■ Source excerpt:
━━━━━━━━
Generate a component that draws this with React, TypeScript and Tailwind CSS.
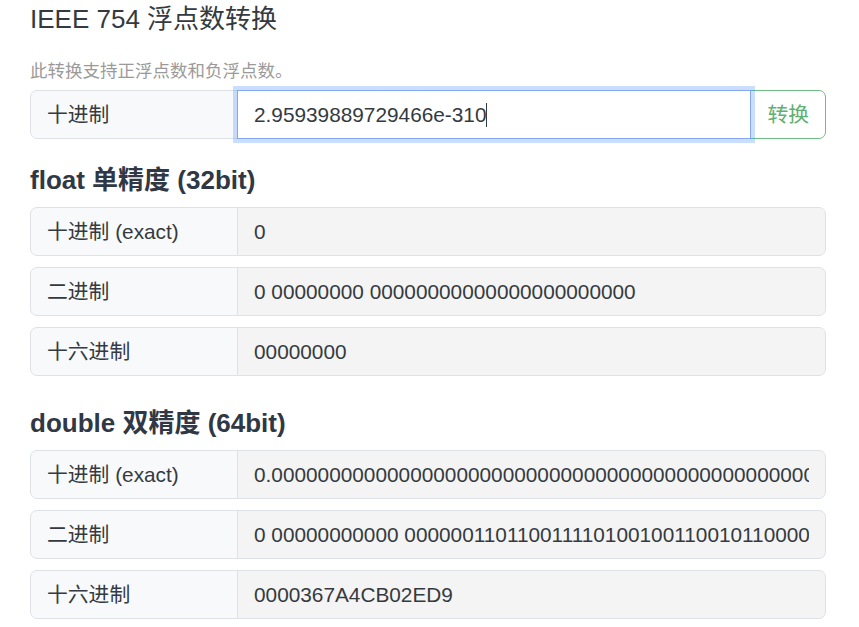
import React from 'react';

const font = { fontFamily: '"Liberation Sans", "Noto Sans CJK SC", sans-serif' };

const doubleDecimal = '0.' + '0'.repeat(309) + '295939889729465735';

const Row: React.FC<{ label: string; value: string }> = ({ label, value }) => (
  <div className="flex h-[49px] mb-[11px] text-[20.8px] text-[#343a40]">
    <div className="w-[208px] shrink-0 flex items-center px-4 bg-[#f8f9fa] border border-[#dee2e6] rounded-l-[7px] whitespace-nowrap">
      {label}
    </div>
    <input
      readOnly
      value={value}
      style={font}
      className="flex-1 min-w-0 -ml-px px-4 bg-[#f4f4f4] border border-[#dee2e6] rounded-r-[7px] text-[20.8px] text-[#343a40] outline-none"
    />
  </div>
);

export default function App() {
  return (
    <div style={font} className="min-h-screen bg-white pl-[30px] pr-[33px] pt-[4px] text-[#343a40]">
      <h1 className="text-[26px] leading-[31px] font-normal">IEEE 754 浮点数转换</h1>
      <p className="mt-[24px] text-[17.5px] leading-[25px] text-[#9a9a9a]">此转换支持正浮点数和负浮点数。</p>

      <div className="flex h-[49px] mt-[6px] text-[20.8px]">
        <div className="w-[208px] shrink-0 flex items-center px-4 bg-[#f8f9fa] border border-[#dee2e6] rounded-l-[7px]">
          十进制
        </div>
        <div className="relative z-10 flex-1 -ml-px flex items-center px-4 bg-white border border-[#86a8f2] shadow-[0_0_0_4px_rgba(13,110,253,0.22)]">
          <span>2.95939889729466e-310</span>
          <span className="inline-block w-px h-[24px] bg-[#343a40]" />
        </div>
        <button className="-ml-px px-4 border border-[#6fbf84] rounded-r-[7px] text-[#5fb073] bg-white">
          转换
        </button>
      </div>

      <h2 className="mt-[26px] mb-[11px] text-[26px] leading-[31px] font-bold text-[#2f3844]">float 单精度 (32bit)</h2>
      <Row label="十进制 (exact)" value="0" />
      <Row label="二进制" value="0 00000000 00000000000000000000000" />
      <Row label="十六进制" value="00000000" />

      <h2 className="mt-[32px] mb-[11px] text-[26px] leading-[31px] font-bold text-[#2f3844]">double 双精度 (64bit)</h2>
      <Row label="十进制 (exact)" value={doubleDecimal} />
      <Row label="二进制" value="0 00000000000 0000001101100111101001001100101100000010111011011001" />
      <Row label="十六进制" value="0000367A4CB02ED9" />
    </div>
  );
}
━━━━━━━━
■ Instruction: Only lines belong in the copy: transcribe those from the start of the data through the line that contains "const doubleDecimal = '0.'", and skip the pictures.

■ Written response:
Generate a component that draws this with React, TypeScript and Tailwind CSS.
import React from 'react';

const font = { fontFamily: '"Liberation Sans", "Noto Sans CJK SC", sans-serif' };

const doubleDecimal = '0.' + '0'.repeat(309) + '295939889729465735';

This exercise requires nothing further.